Also note the comma between the key-value pairs but not after the last key-value pair.
Arrays
In JSON, arrays are:
- are opened and closes by square brackets
[ ]
- an ordered list of zero or more elements, each of which may be of any type (string, number..)
- elements must be separated by a comma
["this", "is", 1, "JSON", "array"]
A note on Booleans
In JSON boolean values must be typed as lowercase with no quotes:
true
false
JSON "styling"
In JavaScript it is custom to use CamelCase to write code, this is why most of keys you will see in JSON are also in CamelCase.
For example:
{ "ThisIsTrue": true, "ThisIsTrue": false }
It is common to indent JSON files to improve readability.
{
"ThisIsTrue": true,
"ThisIsTrue": false
}
Finally, you cannot add comments in JSON files,
but the BIDS stats model allows you to add a "Description"
key
to most objects to give explanations to the reader.
Nesting
JSON allows to "nest" objects within objects, to create arrays of objects and combine all those elements however deep you want or need.

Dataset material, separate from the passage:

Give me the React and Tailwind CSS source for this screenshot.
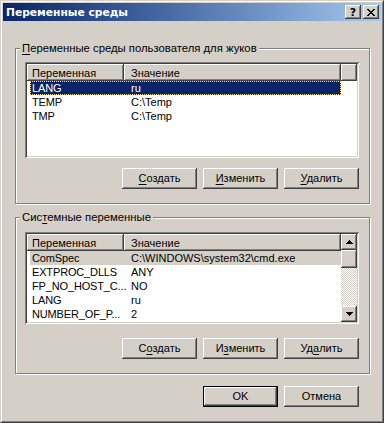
const raised =
  "shadow-[inset_-1px_-1px_#404040,inset_1px_1px_#fff,inset_-2px_-2px_#808080,inset_2px_2px_#d4d0c8]";
const raisedInner =
  "shadow-[inset_-1px_-1px_#404040,inset_1px_1px_#fff,inset_-2px_-2px_#808080]";
const sunken =
  "shadow-[inset_1px_1px_#808080,inset_-1px_-1px_#fff,inset_2px_2px_#404040,inset_-2px_-2px_#d4d0c8]";
const header =
  "shadow-[inset_-1px_-1px_#404040,inset_1px_1px_#fff,inset_-2px_-2px_#808080]";

function TitleBtn({ children }) {
  return (
    <div className={`w-[16px] h-[14px] bg-[#d4d0c8] ${raised} flex items-center justify-center`}>
      {children}
    </div>
  );
}

function Btn({ children, def }) {
  return (
    <div
      className={`w-[75px] h-[21px] flex items-center justify-center bg-[#d4d0c8] ${
        def ? "border border-black " + raisedInner : raised
      }`}
    >
      <span className="leading-[13px]">{children}</span>
    </div>
  );
}

function U({ children }) {
  return <span className="underline underline-offset-[2px]">{children}</span>;
}

function Group({ legend, className, children }) {
  return (
    <fieldset
      className={`border border-[#808080] shadow-[1px_1px_0_#fff,inset_1px_1px_0_#fff] p-0 m-0 min-w-0 ${className}`}
    >
      <legend className="ml-[4px] px-[2px] bg-[#d4d0c8] leading-[13px] h-[13px] text-[11.3px]">{legend}</legend>
      {children}
    </fieldset>
  );
}

function Row({ name, value, state }) {
  const sel =
    state === "focus"
      ? "bg-[#0a246a] text-white outline outline-1 outline-dotted outline-[#f5db95] -outline-offset-1"
      : state === "gray"
      ? "bg-[#d4d0c8]"
      : "";
  return (
    <div className={`flex h-[14px] shrink-0 ml-[3px] w-[311px] items-center ${sel}`}>
      <div className="w-[94px] shrink-0 pl-[2px] whitespace-nowrap tracking-[-0.15px]">{name}</div>
      <div className="pl-[7px] whitespace-nowrap">{value}</div>
    </div>
  );
}

function Arrow({ down }) {
  return (
    <svg width="7" height="4" viewBox="0 0 7 4" shapeRendering="crispEdges">
      {down ? (
        <path d="M0 0h7v1H0zM1 1h5v1H1zM2 2h3v1H2zM3 3h1v1H3z" fill="#000" />
      ) : (
        <path d="M3 0h1v1H3zM2 1h3v1H2zM1 2h5v1H1zM0 3h7v1H0z" fill="#000" />
      )}
    </svg>
  );
}

function Scrollbar() {
  return (
    <div className="w-[16px] flex flex-col shrink-0">
      <div className={`h-[16px] bg-[#d4d0c8] ${raised} flex items-center justify-center`}>
        <Arrow />
      </div>
      <div className={`h-[18px] bg-[#d4d0c8] ${raised}`} />
      <div className="flex-1 bg-[repeating-conic-gradient(#d4d0c8_0_25%,#ffffff_0_50%)] bg-[length:2px_2px]" />
      <div className={`h-[16px] bg-[#d4d0c8] ${raised} flex items-center justify-center`}>
        <Arrow down />
      </div>
    </div>
  );
}

function ListView({ height, rows, scroll }) {
  return (
    <div className={`bg-white p-[2px] ${sunken} ${height}`}>
      <div className="flex h-full overflow-hidden">
        <div className="flex-1 flex flex-col min-w-0 overflow-hidden">
          <div className="flex h-[17px] shrink-0 bg-[#d4d0c8]">
            <div className={`w-[97px] shrink-0 ${header} pl-[5px] pt-[1px] flex items-center`}>Переменная</div>
            <div className={`w-[217px] shrink-0 ${header} pl-[7px] pt-[1px] flex items-center`}>Значение</div>
            <div className={`flex-1 ${header}`} />
          </div>
          {rows.map((r, i) => (
            <Row key={i} name={r[0]} value={r[1]} state={r[2]} />
          ))}
        </div>
        {scroll && <Scrollbar />}
      </div>
    </div>
  );
}

export default function App() {
  return (
    <div className="w-[384px] h-[423px] bg-[#d4d0c8] border border-t-[#d4d0c8] border-l-[#d4d0c8] border-r-[#404040] border-b-[#404040] font-['Liberation_Sans',Arial,sans-serif] text-[11px] leading-[13px] text-black select-none">
      <div className="h-full border border-t-white border-l-white border-r-[#808080] border-b-[#808080] p-[1px] flex flex-col">
        <div className="h-[18px] shrink-0 flex items-center gap-[2px] bg-linear-to-r from-[#0a246a] to-[#a6caf0] pl-[3px] pr-[2px]">
          <span className="flex-1 text-white font-bold text-[10.7px] font-['DejaVu_Sans',sans-serif]">Переменные среды</span>
          <TitleBtn>
            <span className="font-bold text-[11px] leading-[11px] font-['DejaVu_Sans',sans-serif]">?</span>
          </TitleBtn>
          <TitleBtn>
            <svg width="8" height="7" viewBox="0 0 8 7" shapeRendering="crispEdges">
              <path
                d="M0 0h2v1H0zM6 0h2v1H6zM1 1h2v1H1zM5 1h2v1H5zM2 2h4v1H2zM3 3h2v1H3zM2 4h4v1H2zM1 5h2v1H1zM5 5h2v1H5zM0 6h2v1H0zM6 6h2v1H6z"
                fill="#000"
              />
            </svg>
          </TitleBtn>
        </div>
        <div className="flex-1 pl-[12px] pr-[11px] flex flex-col">
          <Group
            className="mt-[21px]"
            legend={
              <>
                <U>П</U>еременные среды пользователя для жуков
              </>
            }
          >
            <div className="pl-[9px] pr-[10px] pt-[7px] pb-[14px] flex flex-col">
              <ListView
                height="h-[96px]"
                rows={[
                  ["LANG", "ru", "focus"],
                  ["TEMP", "C:\\Temp"],
                  ["TMP", "C:\\Temp"],
                ]}
              />
              <div className="mt-[10px] flex justify-end gap-[6px]">
                <Btn>
                  <U>С</U>оздать
                </Btn>
                <Btn>
                  <U>И</U>зменить
                </Btn>
                <Btn>
                  <U>У</U>далить
                </Btn>
              </div>
            </div>
          </Group>
          <Group
            className="mt-[7px]"
            legend={
              <>
                Сис<U>т</U>емные переменные
              </>
            }
          >
            <div className="pl-[9px] pr-[10px] pt-[8px] pb-[14px] flex flex-col">
              <ListView
                height="h-[92px]"
                scroll
                rows={[
                  ["ComSpec", "C:\\WINDOWS\\system32\\cmd.exe", "gray"],
                  ["EXTPROC_DLLS", "ANY"],
                  ["FP_NO_HOST_C...", "NO"],
                  ["LANG", "ru"],
                  ["NUMBER_OF_P...", "2"],
                ]}
              />
              <div className="mt-[14px] flex justify-end gap-[6px]">
                <Btn>
                  С<U>о</U>здать
                </Btn>
                <Btn>
                  И<U>з</U>менить
                </Btn>
                <Btn>
                  Уд<U>а</U>лить
                </Btn>
              </div>
            </div>
          </Group>
          <div className="mt-[12px] flex justify-end gap-[6px] pr-[11px]">
            <Btn def>OK</Btn>
            <Btn>Отмена</Btn>
          </div>
        </div>
      </div>
    </div>
  );
}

Just remember to place commas:
- between array elements
- between key-value pairs
- unless this is the last element (or key-value pair)
{
"MixedArray": ["This", "is", "one", "array"],
"ArrayOfNumbers": [0, 0, 1, 0, 0],
"ArrayOfObjects": [
{
"NestedObject": true,
"Content": { "value": 0 }
},
{
"NestedObject": false,
"Content": 1
}
]
}
JSON schema
If the content of your JSON must follow certain rules, like
Note
your JSON file must contain a key-value pair - with a key called: "Version" - with a value that must be a number
Then you can specify those rules in what is called a JSON schema.
Online
If you are working on a JSON file in the browser like with http://jsoneditoronline.org/,
and if there is a JSON schema for the JSON file you are working on
you can also use that schema to validate while editing
by clicking Options --> JSON schema --> URL
and give it the URL to the schema.
See the example below using the BIDS stats model schema:
On your computer
If you want to validate a JSON file you are editing using a JSON schema you can do so by adding the following key-value pair in your BIDS stats model, (here using the BIDS stats model schema as an example)
"$schema": "https://raw.githubusercontent.com/bids-standard/stats-models/gh-pages/BIDSStatsModel.json",
For vs-code you can also add this to your settings:
"json.schemas": [
{"fileMatch": [
"model-*_smdl.json"
],
"url": "https://raw.githubusercontent.com/bids-standard/stats-models/gh-pages/BIDSStatsModel.json"
}
]
Example of JSON syntax error and BIDS stats model schema error in VS code:
TSV files
A Tab-Separate Values (TSV) file is a text file where tab characters (\t
) separate fields that are in the file.
It is structured as a table, with each column representing a field of interest,
and each row representing a single datapoint.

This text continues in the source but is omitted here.